• Exercise details: Give every line again exactly as it appears, please, but not the pictures.

• Provided material:
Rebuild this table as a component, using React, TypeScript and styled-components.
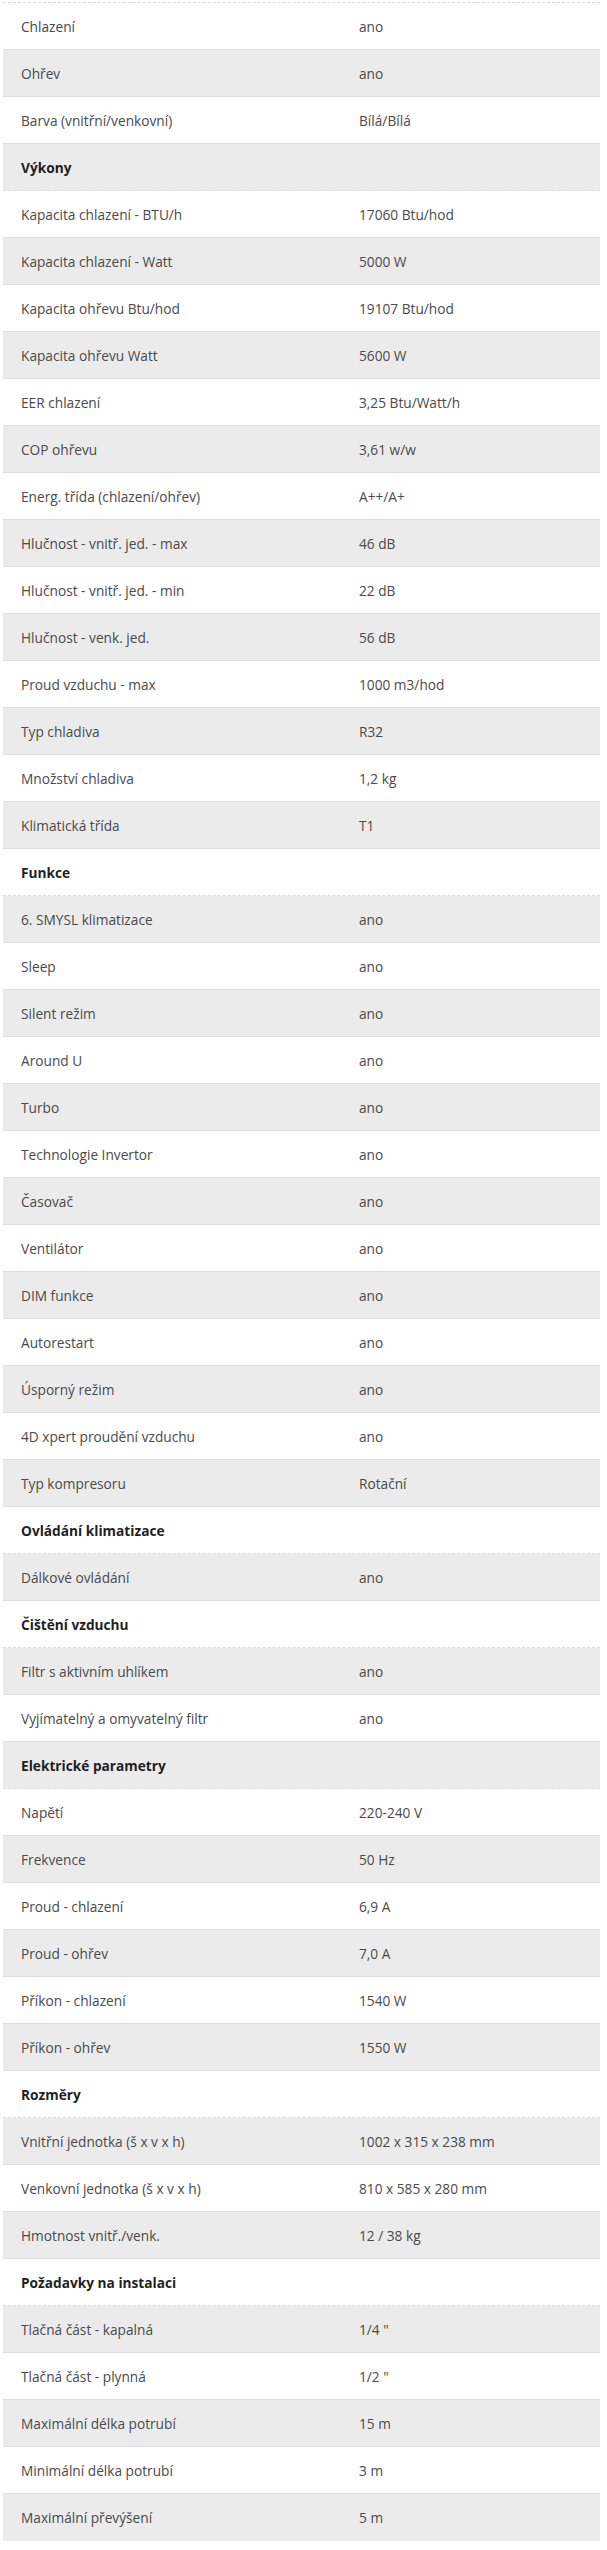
import React from "react";
import styled, { createGlobalStyle } from "styled-components";

const GlobalStyle = createGlobalStyle`
  html, body { margin: 0; padding: 0; background: #ffffff; }
  body { font-family: "Open Sans", "Liberation Sans", Arial, sans-serif; }
`;

const Wrapper = styled.div`
  padding: 2px 7px 0 3px;
`;

const Table = styled.div`
  display: flex;
  flex-direction: column;
  border-top: 1px dashed #d8d8d8;
  font-size: 13.7px;
  color: #4a4a4a;
`;

const Row = styled.div<{ $header?: boolean; $last?: boolean }>`
  display: grid;
  grid-template-columns: 338px 1fr;
  align-items: center;
  height: 46px;
  border-bottom: 1px ${(p) => (p.$header ? "dashed" : "solid")} ${(p) => (p.$last ? "transparent" : "#dcdcdc")};
  &:nth-child(even) { background: #ebebeb; }
`;

const Label = styled.div<{ $header?: boolean }>`
  padding-left: 18px;
  font-weight: ${(p) => (p.$header ? 700 : 400)};
  color: ${(p) => (p.$header ? "#1f1f1f" : "#4a4a4a")};
`;

const Value = styled.div`
  padding-left: 18px;
`;

type Item = [string, string?];

const rows: Item[] = [
  ["Chlazení", "ano"],
  ["Ohřev", "ano"],
  ["Barva (vnitřní/venkovní)", "Bílá/Bílá"],
  ["Výkony"],
  ["Kapacita chlazení - BTU/h", "17060 Btu/hod"],
  ["Kapacita chlazení - Watt", "5000 W"],
  ["Kapacita ohřevu Btu/hod", "19107 Btu/hod"],
  ["Kapacita ohřevu Watt", "5600 W"],
  ["EER chlazení", "3,25 Btu/Watt/h"],
  ["COP ohřevu", "3,61 w/w"],
  ["Energ. třída (chlazení/ohřev)", "A++/A+"],
  ["Hlučnost - vnitř. jed. - max", "46 dB"],
  ["Hlučnost - vnitř. jed. - min", "22 dB"],
  ["Hlučnost - venk. jed.", "56 dB"],
  ["Proud vzduchu - max", "1000 m3/hod"],
  ["Typ chladiva", "R32"],
  ["Množství chladiva", "1,2 kg"],
  ["Klimatická třída", "T1"],
  ["Funkce"],
  ["6. SMYSL klimatizace", "ano"],
  ["Sleep", "ano"],
  ["Silent režim", "ano"],
  ["Around U", "ano"],
  ["Turbo", "ano"],
  ["Technologie Invertor", "ano"],
  ["Časovač", "ano"],
  ["Ventilátor", "ano"],
  ["DIM funkce", "ano"],
  ["Autorestart", "ano"],
  ["Úsporný režim", "ano"],
  ["4D xpert proudění vzduchu", "ano"],
  ["Typ kompresoru", "Rotační"],
  ["Ovládání klimatizace"],
  ["Dálkové ovládání", "ano"],
  ["Čištění vzduchu"],
  ["Filtr s aktivním uhlíkem", "ano"],
  ["Vyjímatelný a omyvatelný filtr", "ano"],
  ["Elektrické parametry"],
  ["Napětí", "220-240 V"],
  ["Frekvence", "50 Hz"],
  ["Proud - chlazení", "6,9 A"],
  ["Proud - ohřev", "7,0 A"],
  ["Příkon - chlazení", "1540 W"],
  ["Příkon - ohřev", "1550 W"],
  ["Rozměry"],
  ["Vnitřní jednotka (š x v x h)", "1002 x 315 x 238 mm"],
  ["Venkovní jednotka (š x v x h)", "810 x 585 x 280 mm"],
  ["Hmotnost vnitř./venk.", "12 / 38 kg"],
  ["Požadavky na instalaci"],
  ["Tlačná část - kapalná", "1/4 \""],
  ["Tlačná část - plynná", "1/2 \""],
  ["Maximální délka potrubí", "15 m"],
  ["Minimální délka potrubí", "3 m"],
  ["Maximální převýšení", "5 m"],
];

export default function App() {
  return (
    <>
      <GlobalStyle />
      <Wrapper>
        <Table>
          {rows.map(([label, value], i) => {
            const header = value === undefined;
            return (
              <Row key={i} $header={header} $last={i === rows.length - 1}>
                <Label $header={header}>{label}</Label>
                <Value>{value ?? ""}</Value>
              </Row>
            );
          })}
        </Table>
      </Wrapper>
    </>
  );
}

• Result of the exercise:
Rebuild this table as a component, using React, TypeScript and styled-components.
import React from "react";
import styled, { createGlobalStyle } from "styled-components";

const GlobalStyle = createGlobalStyle`
  html, body { margin: 0; padding: 0; background: #ffffff; }
  body { font-family: "Open Sans", "Liberation Sans", Arial, sans-serif; }
`;

const Wrapper = styled.div`
  padding: 2px 7px 0 3px;
`;

const Table = styled.div`
  display: flex;
  flex-direction: column;
  border-top: 1px dashed #d8d8d8;
  font-size: 13.7px;
  color: #4a4a4a;
`;

const Row = styled.div<{ $header?: boolean; $last?: boolean }>`
  display: grid;
  grid-template-columns: 338px 1fr;
  align-items: center;
  height: 46px;
  border-bottom: 1px ${(p) => (p.$header ? "dashed" : "solid")} ${(p) => (p.$last ? "transparent" : "#dcdcdc")};
  &:nth-child(even) { background: #ebebeb; }
`;

const Label = styled.div<{ $header?: boolean }>`
  padding-left: 18px;
  font-weight: ${(p) => (p.$header ? 700 : 400)};
  color: ${(p) => (p.$header ? "#1f1f1f" : "#4a4a4a")};
`;

const Value = styled.div`
  padding-left: 18px;
`;

type Item = [string, string?];

const rows: Item[] = [
  ["Chlazení", "ano"],
  ["Ohřev", "ano"],
  ["Barva (vnitřní/venkovní)", "Bílá/Bílá"],
  ["Výkony"],
  ["Kapacita chlazení - BTU/h", "17060 Btu/hod"],
  ["Kapacita chlazení - Watt", "5000 W"],
  ["Kapacita ohřevu Btu/hod", "19107 Btu/hod"],
  ["Kapacita ohřevu Watt", "5600 W"],
  ["EER chlazení", "3,25 Btu/Watt/h"],
  ["COP ohřevu", "3,61 w/w"],
  ["Energ. třída (chlazení/ohřev)", "A++/A+"],
  ["Hlučnost - vnitř. jed. - max", "46 dB"],
  ["Hlučnost - vnitř. jed. - min", "22 dB"],
  ["Hlučnost - venk. jed.", "56 dB"],
  ["Proud vzduchu - max", "1000 m3/hod"],
  ["Typ chladiva", "R32"],
  ["Množství chladiva", "1,2 kg"],
  ["Klimatická třída", "T1"],
  ["Funkce"],
  ["6. SMYSL klimatizace", "ano"],
  ["Sleep", "ano"],
  ["Silent režim", "ano"],
  ["Around U", "ano"],
  ["Turbo", "ano"],
  ["Technologie Invertor", "ano"],
  ["Časovač", "ano"],
  ["Ventilátor", "ano"],
  ["DIM funkce", "ano"],
  ["Autorestart", "ano"],
  ["Úsporný režim", "ano"],
  ["4D xpert proudění vzduchu", "ano"],
  ["Typ kompresoru", "Rotační"],
  ["Ovládání klimatizace"],
  ["Dálkové ovládání", "ano"],
  ["Čištění vzduchu"],
  ["Filtr s aktivním uhlíkem", "ano"],
  ["Vyjímatelný a omyvatelný filtr", "ano"],
  ["Elektrické parametry"],
  ["Napětí", "220-240 V"],
  ["Frekvence", "50 Hz"],
  ["Proud - chlazení", "6,9 A"],
  ["Proud - ohřev", "7,0 A"],
  ["Příkon - chlazení", "1540 W"],
  ["Příkon - ohřev", "1550 W"],
  ["Rozměry"],
  ["Vnitřní jednotka (š x v x h)", "1002 x 315 x 238 mm"],
  ["Venkovní jednotka (š x v x h)", "810 x 585 x 280 mm"],
  ["Hmotnost vnitř./venk.", "12 / 38 kg"],
  ["Požadavky na instalaci"],
  ["Tlačná část - kapalná", "1/4 \""],
  ["Tlačná část - plynná", "1/2 \""],
  ["Maximální délka potrubí", "15 m"],
  ["Minimální délka potrubí", "3 m"],
  ["Maximální převýšení", "5 m"],
];

export default function App() {
  return (
    <>
      <GlobalStyle />
      <Wrapper>
        <Table>
          {rows.map(([label, value], i) => {
            const header = value === undefined;
            return (
              <Row key={i} $header={header} $last={i === rows.length - 1}>
                <Label $header={header}>{label}</Label>
                <Value>{value ?? ""}</Value>
              </Row>
            );
          })}
        </Table>
      </Wrapper>
    </>
  );
}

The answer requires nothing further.